» DIRECTION
Give every line back verbatim, dropping all images.

» MATERIAL
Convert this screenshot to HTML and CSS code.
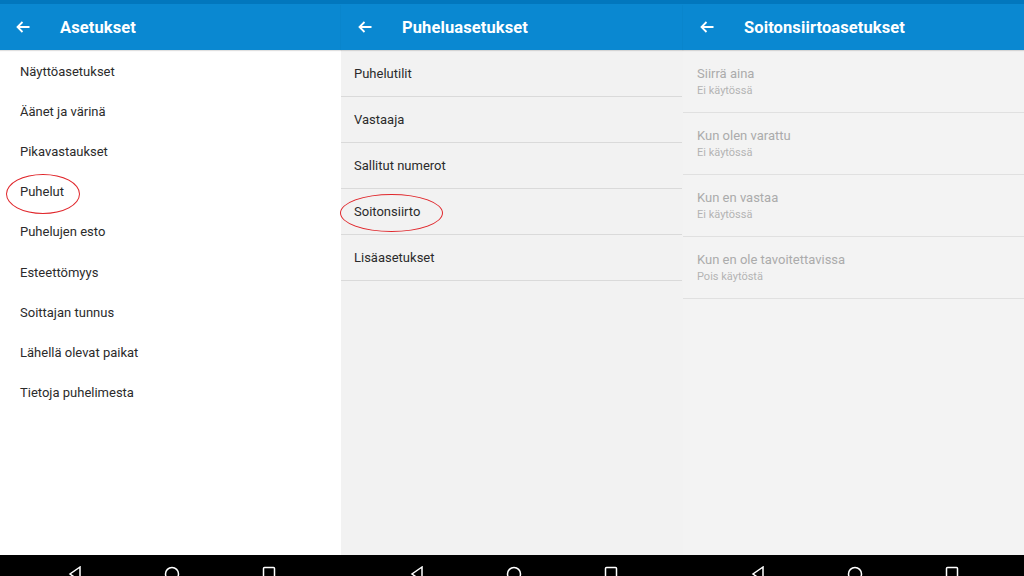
FILE: index.html
```html
<!DOCTYPE html>
<html lang="fi">
<head>
<meta charset="utf-8">
<title>Asetukset</title>
<link rel="stylesheet" href="styles.css">
</head>
<body>
<div class="screens">
  <section class="screen screen-white w1">
    <header class="appbar">
      <div class="status"></div>
      <div class="toolbar">
        <svg class="back" viewBox="0 0 14 12" width="14" height="12"><path d="M13.5 6H1.5M6.5 1L1.5 6l5 5" fill="none" stroke="#fff" stroke-width="1.8"/></svg>
        <h1 class="title">Asetukset</h1>
      </div>
    </header>
    <ul class="list list-plain">
      <li class="row">Näyttöasetukset</li>
      <li class="row">Äänet ja värinä</li>
      <li class="row">Pikavastaukset</li>
      <li class="row marked">Puhelut<span class="ring ring-a"></span></li>
      <li class="row">Puhelujen esto</li>
      <li class="row">Esteettömyys</li>
      <li class="row">Soittajan tunnus</li>
      <li class="row">Lähellä olevat paikat</li>
      <li class="row">Tietoja puhelimesta</li>
    </ul>
    <nav class="navbar">
      <svg viewBox="0 0 14 16" width="14" height="16"><path d="M12 1L2 8l10 7z" fill="none" stroke="#fff" stroke-width="1.5"/></svg>
      <svg viewBox="0 0 16 16" width="16" height="16"><circle cx="8" cy="8" r="6.5" fill="none" stroke="#fff" stroke-width="1.5"/></svg>
      <svg viewBox="0 0 14 14" width="14" height="14"><rect x="1.5" y="1.5" width="11" height="11" rx="1" fill="none" stroke="#fff" stroke-width="1.5"/></svg>
    </nav>
  </section>

  <section class="screen screen-grey w2">
    <header class="appbar">
      <div class="status"></div>
      <div class="toolbar">
        <svg class="back" viewBox="0 0 14 12" width="14" height="12"><path d="M13.5 6H1.5M6.5 1L1.5 6l5 5" fill="none" stroke="#fff" stroke-width="1.8"/></svg>
        <h1 class="title">Puheluasetukset</h1>
      </div>
    </header>
    <ul class="list list-divided">
      <li class="row">Puhelutilit</li>
      <li class="row">Vastaaja</li>
      <li class="row">Sallitut numerot</li>
      <li class="row marked">Soitonsiirto<span class="ring ring-b"></span></li>
      <li class="row">Lisäasetukset</li>
    </ul>
    <nav class="navbar">
      <svg viewBox="0 0 14 16" width="14" height="16"><path d="M12 1L2 8l10 7z" fill="none" stroke="#fff" stroke-width="1.5"/></svg>
      <svg viewBox="0 0 16 16" width="16" height="16"><circle cx="8" cy="8" r="6.5" fill="none" stroke="#fff" stroke-width="1.5"/></svg>
      <svg viewBox="0 0 14 14" width="14" height="14"><rect x="1.5" y="1.5" width="11" height="11" rx="1" fill="none" stroke="#fff" stroke-width="1.5"/></svg>
    </nav>
  </section>

  <section class="screen screen-grey2 w3">
    <header class="appbar">
      <div class="status"></div>
      <div class="toolbar">
        <svg class="back" viewBox="0 0 14 12" width="14" height="12"><path d="M13.5 6H1.5M6.5 1L1.5 6l5 5" fill="none" stroke="#fff" stroke-width="1.8"/></svg>
        <h1 class="title">Soitonsiirtoasetukset</h1>
      </div>
    </header>
    <ul class="list list-two">
      <li class="row2"><span class="t">Siirrä aina</span><span class="s">Ei käytössä</span></li>
      <li class="row2"><span class="t">Kun olen varattu</span><span class="s">Ei käytössä</span></li>
      <li class="row2"><span class="t">Kun en vastaa</span><span class="s">Ei käytössä</span></li>
      <li class="row2"><span class="t">Kun en ole tavoitettavissa</span><span class="s">Pois käytöstä</span></li>
    </ul>
    <nav class="navbar">
      <svg viewBox="0 0 14 16" width="14" height="16"><path d="M12 1L2 8l10 7z" fill="none" stroke="#fff" stroke-width="1.5"/></svg>
      <svg viewBox="0 0 16 16" width="16" height="16"><circle cx="8" cy="8" r="6.5" fill="none" stroke="#fff" stroke-width="1.5"/></svg>
      <svg viewBox="0 0 14 14" width="14" height="14"><rect x="1.5" y="1.5" width="11" height="11" rx="1" fill="none" stroke="#fff" stroke-width="1.5"/></svg>
    </nav>
  </section>
</div>
</body>
</html>
```

FILE: styles.css
```css
* { box-sizing: border-box; }
html, body { margin: 0; padding: 0; }
body {
  width: 1024px;
  height: 576px;
  overflow: hidden;
  font-family: Roboto, "Liberation Sans", Arial, sans-serif;
  background: #000;
}
.screens {
  display: flex;
  height: 576px;
}
.screen {
  display: flex;
  flex-direction: column;
  height: 576px;
}
.w1 { width: 341px; }
.w2 { width: 342px; }
.w3 { width: 341px; }
.screen-white { background: #fff; }
.screen-grey { background: #f2f2f2; }
.screen-grey2 { background: #f3f3f3; }

.appbar { flex: none; }
.status { height: 4px; background: #0277bd; }
.toolbar {
  height: 46px;
  background: #0a88d1;
  display: flex;
  align-items: center;
  padding-left: 16px;
  box-shadow: 0 1px 1px rgba(0,0,0,0.12);
  position: relative;
  z-index: 1;
}
.w2 .toolbar, .w3 .toolbar { padding-left: 17px; }
.back { display: block; }
.title {
  margin: 0 0 0 30px;
  font-size: 16.5px;
  font-weight: 700;
  color: #fff;
  letter-spacing: 0.1px;
}

.list {
  list-style: none;
  margin: 0;
  padding: 0;
  flex: 1;
}
.list-plain { padding-top: 1px; }
.list-plain .row {
  height: 40.2px;
  display: flex;
  align-items: center;
  padding-left: 20px;
  font-size: 13px;
  color: #2b2b2b;
}
.list-divided { padding-top: 1px; }
.list-divided .row {
  height: 46px;
  display: flex;
  align-items: center;
  padding-left: 13px;
  font-size: 13px;
  color: #2b2b2b;
  border-bottom: 1px solid #dadada;
  margin-right: 1px;
}
.list-two { padding-top: 1px; }
.row2 {
  height: 62px;
  display: flex;
  flex-direction: column;
  padding: 15px 0 0 14px;
  border-bottom: 1.5px solid #e0e0e0;
}
.row2 .t { font-size: 13px; color: #ababab; line-height: 16px; }
.row2 .s { font-size: 11px; color: #b3b3b3; line-height: 14px; margin-top: 2px; }

.marked { position: relative; }
.ring {
  position: absolute;
  border: 1.6px solid #e0262b;
  border-radius: 50%;
}
.ring-a { left: 6px; top: 2px; width: 74px; height: 40px; }
.ring-b { left: -1px; top: 5px; width: 103px; height: 38px; }

.navbar {
  flex: none;
  height: 21px;
  background: #000;
  display: flex;
  justify-content: center;
  gap: 82px;
  padding-top: 11px;
  padding-left: 3px;
  overflow: hidden;
}
.navbar svg { display: block; flex: none; }
```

» COMPLETE ANSWER
Convert this screenshot to HTML and CSS code.
FILE: index.html
```html
<!DOCTYPE html>
<html lang="fi">
<head>
<meta charset="utf-8">
<title>Asetukset</title>
<link rel="stylesheet" href="styles.css">
</head>
<body>
<div class="screens">
  <section class="screen screen-white w1">
    <header class="appbar">
      <div class="status"></div>
      <div class="toolbar">
        <svg class="back" viewBox="0 0 14 12" width="14" height="12"><path d="M13.5 6H1.5M6.5 1L1.5 6l5 5" fill="none" stroke="#fff" stroke-width="1.8"/></svg>
        <h1 class="title">Asetukset</h1>
      </div>
    </header>
    <ul class="list list-plain">
      <li class="row">Näyttöasetukset</li>
      <li class="row">Äänet ja värinä</li>
      <li class="row">Pikavastaukset</li>
      <li class="row marked">Puhelut<span class="ring ring-a"></span></li>
      <li class="row">Puhelujen esto</li>
      <li class="row">Esteettömyys</li>
      <li class="row">Soittajan tunnus</li>
      <li class="row">Lähellä olevat paikat</li>
      <li class="row">Tietoja puhelimesta</li>
    </ul>
    <nav class="navbar">
      <svg viewBox="0 0 14 16" width="14" height="16"><path d="M12 1L2 8l10 7z" fill="none" stroke="#fff" stroke-width="1.5"/></svg>
      <svg viewBox="0 0 16 16" width="16" height="16"><circle cx="8" cy="8" r="6.5" fill="none" stroke="#fff" stroke-width="1.5"/></svg>
      <svg viewBox="0 0 14 14" width="14" height="14"><rect x="1.5" y="1.5" width="11" height="11" rx="1" fill="none" stroke="#fff" stroke-width="1.5"/></svg>
    </nav>
  </section>

  <section class="screen screen-grey w2">
    <header class="appbar">
      <div class="status"></div>
      <div class="toolbar">
        <svg class="back" viewBox="0 0 14 12" width="14" height="12"><path d="M13.5 6H1.5M6.5 1L1.5 6l5 5" fill="none" stroke="#fff" stroke-width="1.8"/></svg>
        <h1 class="title">Puheluasetukset</h1>
      </div>
    </header>
    <ul class="list list-divided">
      <li class="row">Puhelutilit</li>
      <li class="row">Vastaaja</li>
      <li class="row">Sallitut numerot</li>
      <li class="row marked">Soitonsiirto<span class="ring ring-b"></span></li>
      <li class="row">Lisäasetukset</li>
    </ul>
    <nav class="navbar">
      <svg viewBox="0 0 14 16" width="14" height="16"><path d="M12 1L2 8l10 7z" fill="none" stroke="#fff" stroke-width="1.5"/></svg>
      <svg viewBox="0 0 16 16" width="16" height="16"><circle cx="8" cy="8" r="6.5" fill="none" stroke="#fff" stroke-width="1.5"/></svg>
      <svg viewBox="0 0 14 14" width="14" height="14"><rect x="1.5" y="1.5" width="11" height="11" rx="1" fill="none" stroke="#fff" stroke-width="1.5"/></svg>
    </nav>
  </section>

  <section class="screen screen-grey2 w3">
    <header class="appbar">
      <div class="status"></div>
      <div class="toolbar">
        <svg class="back" viewBox="0 0 14 12" width="14" height="12"><path d="M13.5 6H1.5M6.5 1L1.5 6l5 5" fill="none" stroke="#fff" stroke-width="1.8"/></svg>
        <h1 class="title">Soitonsiirtoasetukset</h1>
      </div>
    </header>
    <ul class="list list-two">
      <li class="row2"><span class="t">Siirrä aina</span><span class="s">Ei käytössä</span></li>
      <li class="row2"><span class="t">Kun olen varattu</span><span class="s">Ei käytössä</span></li>
      <li class="row2"><span class="t">Kun en vastaa</span><span class="s">Ei käytössä</span></li>
      <li class="row2"><span class="t">Kun en ole tavoitettavissa</span><span class="s">Pois käytöstä</span></li>
    </ul>
    <nav class="navbar">
      <svg viewBox="0 0 14 16" width="14" height="16"><path d="M12 1L2 8l10 7z" fill="none" stroke="#fff" stroke-width="1.5"/></svg>
      <svg viewBox="0 0 16 16" width="16" height="16"><circle cx="8" cy="8" r="6.5" fill="none" stroke="#fff" stroke-width="1.5"/></svg>
      <svg viewBox="0 0 14 14" width="14" height="14"><rect x="1.5" y="1.5" width="11" height="11" rx="1" fill="none" stroke="#fff" stroke-width="1.5"/></svg>
    </nav>
  </section>
</div>
</body>
</html>
```

FILE: styles.css
```css
* { box-sizing: border-box; }
html, body { margin: 0; padding: 0; }
body {
  width: 1024px;
  height: 576px;
  overflow: hidden;
  font-family: Roboto, "Liberation Sans", Arial, sans-serif;
  background: #000;
}
.screens {
  display: flex;
  height: 576px;
}
.screen {
  display: flex;
  flex-direction: column;
  height: 576px;
}
.w1 { width: 341px; }
.w2 { width: 342px; }
.w3 { width: 341px; }
.screen-white { background: #fff; }
.screen-grey { background: #f2f2f2; }
.screen-grey2 { background: #f3f3f3; }

.appbar { flex: none; }
.status { height: 4px; background: #0277bd; }
.toolbar {
  height: 46px;
  background: #0a88d1;
  display: flex;
  align-items: center;
  padding-left: 16px;
  box-shadow: 0 1px 1px rgba(0,0,0,0.12);
  position: relative;
  z-index: 1;
}
.w2 .toolbar, .w3 .toolbar { padding-left: 17px; }
.back { display: block; }
.title {
  margin: 0 0 0 30px;
  font-size: 16.5px;
  font-weight: 700;
  color: #fff;
  letter-spacing: 0.1px;
}

.list {
  list-style: none;
  margin: 0;
  padding: 0;
  flex: 1;
}
.list-plain { padding-top: 1px; }
.list-plain .row {
  height: 40.2px;
  display: flex;
  align-items: center;
  padding-left: 20px;
  font-size: 13px;
  color: #2b2b2b;
}
.list-divided { padding-top: 1px; }
.list-divided .row {
  height: 46px;
  display: flex;
  align-items: center;
  padding-left: 13px;
  font-size: 13px;
  color: #2b2b2b;
  border-bottom: 1px solid #dadada;
  margin-right: 1px;
}
.list-two { padding-top: 1px; }
.row2 {
  height: 62px;
  display: flex;
  flex-direction: column;
  padding: 15px 0 0 14px;
  border-bottom: 1.5px solid #e0e0e0;
}
.row2 .t { font-size: 13px; color: #ababab; line-height: 16px; }
.row2 .s { font-size: 11px; color: #b3b3b3; line-height: 14px; margin-top: 2px; }

.marked { position: relative; }
.ring {
  position: absolute;
  border: 1.6px solid #e0262b;
  border-radius: 50%;
}
.ring-a { left: 6px; top: 2px; width: 74px; height: 40px; }
.ring-b { left: -1px; top: 5px; width: 103px; height: 38px; }

.navbar {
  flex: none;
  height: 21px;
  background: #000;
  display: flex;
  justify-content: center;
  gap: 82px;
  padding-top: 11px;
  padding-left: 3px;
  overflow: hidden;
}
.navbar svg { display: block; flex: none; }
```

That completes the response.